§ Set task:
Filter the listing below, copying every line in which the word "components" appears.

::: Collected data :::

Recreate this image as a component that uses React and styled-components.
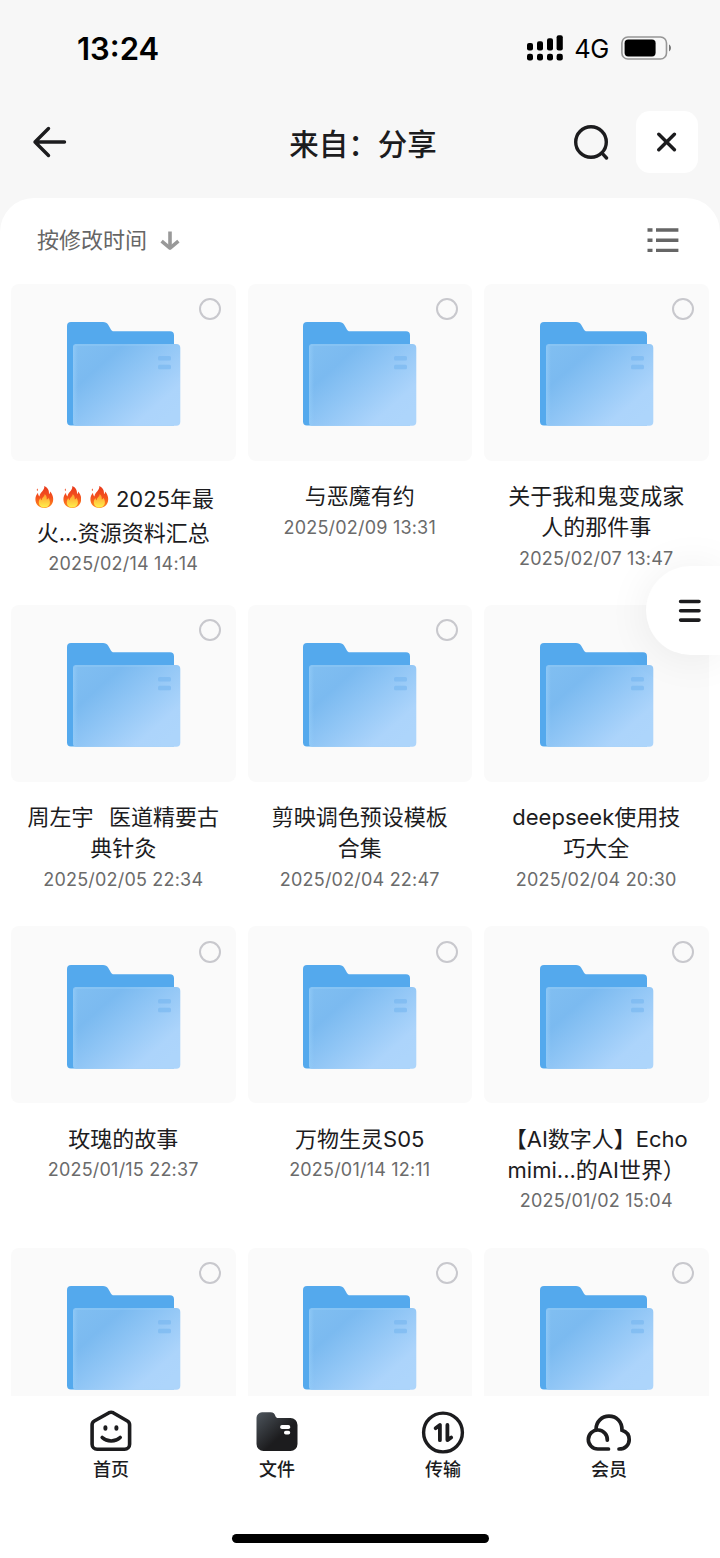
import styled, { createGlobalStyle } from "styled-components";

const GlobalStyle = createGlobalStyle`
  * {
    box-sizing: border-box;
  }
  body {
    margin: 0;
    background-color: white;
    font-family: Inter, "Noto Sans CJK SC", sans-serif;
    color: #1c1c1e;
  }
  svg {
    display: block;
    flex-shrink: 0;
  }
`;

const Screen = styled.div`
  position: relative;
  width: 720px;
  height: 1558px;
  overflow: hidden;
  display: flex;
  flex-direction: column;
  background-color: #f7f7f7;
`;
const StatusBar = styled.div`
  height: 96px;
  padding: 0 48px 0 77px;
  display: flex;
  align-items: center;
  justify-content: space-between;
  color: black;
`;
const Time = styled.span`
  font-size: 31px;
  font-weight: 600;
`;
const StatusIcons = styled.div`
  display: flex;
  align-items: center;
`;
const Network = styled.span`
  margin: 1px 12px 0 11px;
  font-size: 25.5px;
  letter-spacing: -0.4px;
`;
const Header = styled.header`
  height: 102px;
  padding: 0 22px 10px 32px;
  display: grid;
  grid-template-columns: 120px 1fr 124px;
  align-items: center;
`;
const Title = styled.h1`
  margin: 3px 0 0;
  text-align: center;
  font-size: 29.5px;
  font-weight: 500;
  line-height: 40px;
`;
const Actions = styled.div`
  display: flex;
  align-items: center;
  justify-content: space-between;
`;
const CloseButton = styled.button`
  width: 62px;
  height: 62px;
  padding: 0;
  border: none;
  border-radius: 14px;
  background-color: white;
  display: flex;
  align-items: center;
  justify-content: center;
`;
const Panel = styled.main`
  flex: 1;
  min-height: 0;
  display: flex;
  flex-direction: column;
  background-color: white;
  border-radius: 34px 34px 0 0;
`;
const SortBar = styled.div`
  height: 85.5px;
  flex-shrink: 0;
  padding: 0 41px 0 37px;
  display: flex;
  align-items: center;
  justify-content: space-between;
`;
const SortLabel = styled.div`
  display: flex;
  align-items: center;
  gap: 13px;
  color: #666;
`;
const SortText = styled.span`
  padding-bottom: 5px;
  font-size: 22px;
`;
const Grid = styled.div`
  flex: 1;
  min-height: 0;
  overflow: hidden;
  padding: 0 11px;
  display: grid;
  grid-template-columns: repeat(3, 224.5px);
  grid-auto-rows: 321.4px;
  column-gap: 12px;
`;
const Thumb = styled.div`
  position: relative;
  height: 177px;
  padding: 38.5px 0 0 0.6px;
  display: flex;
  justify-content: center;
  border-radius: 8px;
  background-color: #fafafa;
`;
const Check = styled.span`
  position: absolute;
  top: 14.5px;
  right: 14.5px;
  width: 22px;
  height: 22px;
  border: 2px solid #c8c8cd;
  border-radius: 50%;
`;
const Caption = styled.div`
  padding-top: 18px;
  display: flex;
  flex-direction: column;
  align-items: center;
`;
const NameLine = styled.div`
  height: ${({ $tall }) => ($tall ? 36.5 : 31)}px;
  display: flex;
  align-items: center;
  gap: 7px;
  font-size: 22px;
  word-spacing: 1.5px;
  white-space: pre;
`;
const Flames = styled.span`
  padding-left: 3px;
  display: flex;
  gap: 9px;
`;
const DateLine = styled.div`
  height: 31px;
  margin-top: 2px;
  line-height: 32px;
  font-size: 18px;
  letter-spacing: 0.2px;
  color: #6b6b6b;
  white-space: nowrap;
`;
const FloatButton = styled.button`
  position: absolute;
  top: 566px;
  right: 0;
  width: 74px;
  height: 89px;
  padding: 0 0 0 14px;
  border: none;
  border-radius: 45px 0 0 45px;
  background-color: white;
  box-shadow: 0 2px 44px rgba(0, 0, 0, 0.07);
  display: flex;
  align-items: center;
  justify-content: center;
`;
const TabBar = styled.nav`
  height: 162px;
  padding: 14px 28px 0;
  display: grid;
  grid-template-columns: repeat(4, 1fr);
  grid-template-rows: 120px 9px;
  background-color: white;
`;
const Tab = styled.div`
  display: flex;
  flex-direction: column;
  align-items: center;
  gap: 2px;
  font-size: 18px;
  font-weight: 500;
  line-height: 27px;
`;
const HomeIndicator = styled.div`
  grid-column: 1 / -1;
  margin-top: 4px;
  justify-self: center;
  width: 257px;
  height: 9px;
  border-radius: 5px;
  background-color: black;
`;

const SignalIcon = () => (
  <svg width="36" height="26" viewBox="0 0 36 26">
    <rect x="0" y="8" width="6" height="7.6" rx="2" />
    <rect x="10" y="6.2" width="6" height="9.4" rx="2" />
    <rect x="20" y="3.2" width="6" height="12.4" rx="2" />
    <rect x="29.6" y="0.2" width="6.2" height="15.4" rx="2" />
    <rect x="0" y="18.8" width="6" height="6.6" rx="2.2" />
    <rect x="10" y="18.8" width="6" height="6.6" rx="2.2" />
    <rect x="20" y="18.8" width="6" height="6.6" rx="2.2" />
    <rect x="29.6" y="18.8" width="6.2" height="6.6" rx="2.2" />
  </svg>
);

const BatteryIcon = () => (
  <svg width="51" height="24" viewBox="0 0 51 24">
    <rect x="0.9" y="1" width="44.6" height="22" rx="6" fill="none" stroke="#969696" strokeWidth="1.6" />
    <rect x="3.6" y="3.6" width="31" height="16.8" rx="3.6" />
    <path d="M48 8.6c2.6 1.2 2.6 5.6 0 6.8z" fill="#777" />
  </svg>
);

const BackIcon = () => (
  <svg width="36" height="32" viewBox="0 0 36 32" fill="none" stroke="#1c1c1e" strokeWidth="3.4" strokeLinecap="round" strokeLinejoin="round">
    <path d="M32.5 16H3M16.5 2.5L3 16l13.5 13.5" />
  </svg>
);

const SearchIcon = () => (
  <svg width="36" height="36" viewBox="0 0 36 36" fill="none" stroke="#1c1c1e" strokeWidth="3.4" strokeLinecap="round">
    <circle cx="17" cy="18" r="15.3" />
    <path d="M28.5 29.7l4 4.300" />
  </svg>
);

const CloseIcon = () => (
  <svg width="20" height="20" viewBox="0 0 20 20" fill="none" stroke="#1c1c1e" strokeWidth="3.4" strokeLinecap="round">
    <path d="M1.8 2.2l15.6 15.6M17.4 2.2L1.8 17.8" />
  </svg>
);

const SortIcon = () => (
  <svg width="20" height="20" viewBox="0 0 20 20" fill="none" stroke="#999" strokeWidth="3.6">
    <path d="M10 0.5v17" />
    <path d="M1.6 10.2L10 17.2l8.4-7" strokeLinejoin="round" />
  </svg>
);

const ListIcon = () => (
  <svg width="32" height="25" viewBox="0 0 32 25" fill="#666">
    <path d="M0.5 0.3h5v3.4h-5zM9 0.3h22.4v3.4H9zM0.5 10.5h5v3.4h-5zM9 10.5h22.4v3.4H9zM0.5 20.7h5v3.4h-5zM9 20.7h22.4v3.4H9z" />
  </svg>
);

const MenuIcon = () => (
  <svg width="24" height="24" viewBox="0 0 24 24" stroke="#1c1c1e" strokeWidth="3.6" strokeLinecap="round">
    <path d="M2.6 2.5h18.400M2.6 11.8h18.400M2.6 21.1h18.400" />
  </svg>
);

const FolderIcon = () => (
  <svg width="114" height="104" viewBox="0 0 114 104">
    <defs>
      <linearGradient id="front" gradientUnits="userSpaceOnUse" x1="15" y1="22" x2="90" y2="106">
        <stop offset="0" stopColor="#80bef1" />
        <stop offset="0.25" stopColor="#7bbaf0" />
        <stop offset="0.5" stopColor="#8fc5f5" />
        <stop offset="0.85" stopColor="#acd4fb" />
        <stop offset="1" stopColor="#add5fb" />
      </linearGradient>
      <linearGradient id="edge" x1="0" y1="0" x2="1" y2="0">
        <stop offset="0" stopColor="#94ccf8" stopOpacity="0.7" />
        <stop offset="1" stopColor="#94ccf8" stopOpacity="0" />
      </linearGradient>
    </defs>
    <path
      d="M4 0h32c2.5 0 4 .8 5.2 2.8l2.7 4.7c.7 1.2 1.4 1.8 3 1.8H103a4 4 0 0 1 4 4V103.5H4a4 4 0 0 1-4-4V4a4 4 0 0 1 4-4z"
      fill="#54a9ed"
    />
    <rect x="6" y="22" width="107.3" height="81.7" rx="4" fill="url(#front)" />
    <rect x="6" y="22" width="5" height="81.7" rx="3" fill="url(#edge)" />
    <rect x="8" y="22" width="98" height="2" rx="1" fill="#94ccf8" opacity="0.4" />
    <rect x="91" y="34" width="13" height="4.5" rx="1.5" fill="#78b7ef" opacity="0.65" />
    <rect x="91" y="42.7" width="13" height="4.5" rx="1.5" fill="#78b7ef" opacity="0.65" />
  </svg>
);

const FlameIcon = () => (
  <svg width="18.5" height="22" viewBox="0 0 18.5 22">
    <defs>
      <linearGradient id="fire" x1="0" y1="0" x2="0" y2="1">
        <stop offset="0" stopColor="#e8391c" />
        <stop offset="0.5" stopColor="#f4511e" />
        <stop offset="1" stopColor="#ff8a1c" />
      </linearGradient>
      <linearGradient id="core" x1="0" y1="0" x2="0" y2="1">
        <stop offset="0" stopColor="#ff9a2e" />
        <stop offset="1" stopColor="#fff04d" />
      </linearGradient>
    </defs>
    <path
      d="M9.3 0c3.8 1.7 5 4.6 4.7 8.2.8-.5 1.1-1.5 1-2.7 2 2 3.2 4.6 3.2 7.5 0 5.3-3.6 9-8.9 9S.4 18.4.4 13.3c0-2.6.9-4.7 2.6-6.5 0 1.7.5 2.9 1.5 3.6C4.600 6.3 9.8 4.8 9.3 0z"
      fill="url(#fire)"
    />
    <path d="M2.3 2.5c.8.8.9 1.7.1 2.6-.8-.6-.8-1.5-.1-2.6z" fill="#f0603a" />
    <path
      d="M9.6 8.3c2.6 1.6 2 3.7 2.2 5.3.8-.2 1.3-.9 1.4-1.8 1.1 1.3 1.7 2.8 1.7 4.4 0 3.2-2.3 5.2-5.5 5.2s-5.600-2-5.600-5c0-1.7.6-3.1 1.7-4.3.1 1.2.5 1.9 1.3 2.2-.1-2.600 2.7-3.5 2.8-6z"
      fill="url(#core)"
    />
  </svg>
);

const HomeIcon = () => (
  <svg width="44" height="44" viewBox="0 0 44 44" fill="none" stroke="#1c1c1e" strokeWidth="3.6" strokeLinecap="round" strokeLinejoin="round">
    <path d="M20.1 2.7L5.300 11a4.300 4.300 0 0 0-2.200 3.8V34.3a5 5 0 0 0 5 5h27.5a5 5 0 0 0 5-5V14.800a4.300 4.300 0 0 0-2.2-3.8L24.1 2.700a4.500 4.500 0 0 0-4 0z" />
    <path d="M13.2 27.5c4.8 4.6 13.2 4.6 18 0" />
    <path d="M16.4 17.2v1.5M27.4 17.2v1.5" strokeWidth="4" />
  </svg>
);

const FilesIcon = () => (
  <svg width="44" height="44" viewBox="0 0 44 44">
    <defs>
      <linearGradient id="files" x1="0" y1="0.1" x2="0.55" y2="0.65">
        <stop offset="0" stopColor="#4a5158" />
        <stop offset="1" stopColor="#1c1c1e" />
      </linearGradient>
    </defs>
    <path
      d="M7 2.3h8.5c3 0 4.2 1.5 4.9 3.6.5 1.5 1.3 2 3 2H35.5a7 7 0 0 1 7 7V34a7 7 0 0 1-7 7H8.5a7 7 0 0 1-7-7V7.8a5.5 5.5 0 0 1 5.5-5.5z"
      fill="url(#files)"
    />
    <rect x="25.2" y="15" width="10" height="4" rx="1.8" fill="white" />
    <rect x="29" y="20.8" width="6.2" height="3.8" rx="1.8" fill="white" />
  </svg>
);

const TransferIcon = () => (
  <svg width="44" height="44" viewBox="0 0 44 44" fill="none" stroke="#1c1c1e" strokeWidth="3.4" strokeLinecap="round" strokeLinejoin="round">
    <circle cx="22" cy="22.5" r="19.4" />
    <path d="M14.6 18.2l4.300-3.2v15.2M26.4 14.900v15.2l3.800-2.6" strokeWidth="3.8" />
  </svg>
);

const CloudIcon = () => (
  <svg width="46" height="44" viewBox="0 0 46 44" fill="none" stroke="#1c1c1e" strokeWidth="3.7" strokeLinecap="round">
    <path d="M22.5 39H12a9.5 9.5 0 1 1 9.3-8.800" />
    <path d="M10 19.5C10 11.5 16 6.2 23 6.2c7.5 0 13.2 5.6 13 14 4.5 1.4 7.2 5 7.2 9.3 0 5.5-4.2 9.5-10.2 9.5" />
  </svg>
);

const files = [
  { flames: true, lines: ["2025年最", "火...资源资料汇总"], date: "2025/02/14 14:14" },
  { lines: ["与恶魔有约"], date: "2025/02/09 13:31" },
  { lines: ["关于我和鬼变成家", "人的那件事"], date: "2025/02/07 13:47" },
  { lines: ["周左宇  医道精要古", "典针灸"], date: "2025/02/05 22:34" },
  { lines: ["剪映调色预设模板", "合集"], date: "2025/02/04 22:47" },
  { lines: ["deepseek使用技", "巧大全"], date: "2025/02/04 20:30" },
  { lines: ["玫瑰的故事"], date: "2025/01/15 22:37" },
  { lines: ["万物生灵S05"], date: "2025/01/14 12:11" },
  { lines: ["【AI数字人】Echo", "mimi...的AI世界）"], date: "2025/01/02 15:04" },
  { lines: [] },
  { lines: [] },
  { lines: [] },
];

const tabs = [
  { label: "首页", Icon: HomeIcon },
  { label: "文件", Icon: FilesIcon },
  { label: "传输", Icon: TransferIcon },
  { label: "会员", Icon: CloudIcon },
];

const FileCard = ({ file }) => {
  return (
    <div>
      <Thumb>
        <FolderIcon />
        <Check />
      </Thumb>
      <Caption>
        {file.lines.map((line, i) => (
          <NameLine key={line} $tall={file.flames && i === 0}>
            {file.flames && i === 0 && (
              <Flames>
                <FlameIcon />
                <FlameIcon />
                <FlameIcon />
              </Flames>
            )}
            {line}
          </NameLine>
        ))}
        {file.date && <DateLine>{file.date}</DateLine>}
      </Caption>
    </div>
  );
};

const App = () => {
  return (
    <>
      <GlobalStyle />
      <Screen>
        <StatusBar>
          <Time>13:24</Time>
          <StatusIcons>
            <SignalIcon />
            <Network>4G</Network>
            <BatteryIcon />
          </StatusIcons>
        </StatusBar>
        <Header>
          <BackIcon />
          <Title>来自：分享</Title>
          <Actions>
            <SearchIcon />
            <CloseButton>
              <CloseIcon />
            </CloseButton>
          </Actions>
        </Header>
        <Panel>
          <SortBar>
            <SortLabel>
              <SortText>按修改时间</SortText>
              <SortIcon />
            </SortLabel>
            <ListIcon />
          </SortBar>
          <Grid>
            {files.map((file, i) => (
              <FileCard key={i} file={file} />
            ))}
          </Grid>
        </Panel>
        <TabBar>
          {tabs.map(({ label, Icon }) => (
            <Tab key={label}>
              <Icon />
              {label}
            </Tab>
          ))}
          <HomeIndicator />
        </TabBar>
        <FloatButton>
          <MenuIcon />
        </FloatButton>
      </Screen>
    </>
  );
};

export default App;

:::

§ Response to the task:
Recreate this image as a component that uses React and styled-components.
import styled, { createGlobalStyle } from "styled-components";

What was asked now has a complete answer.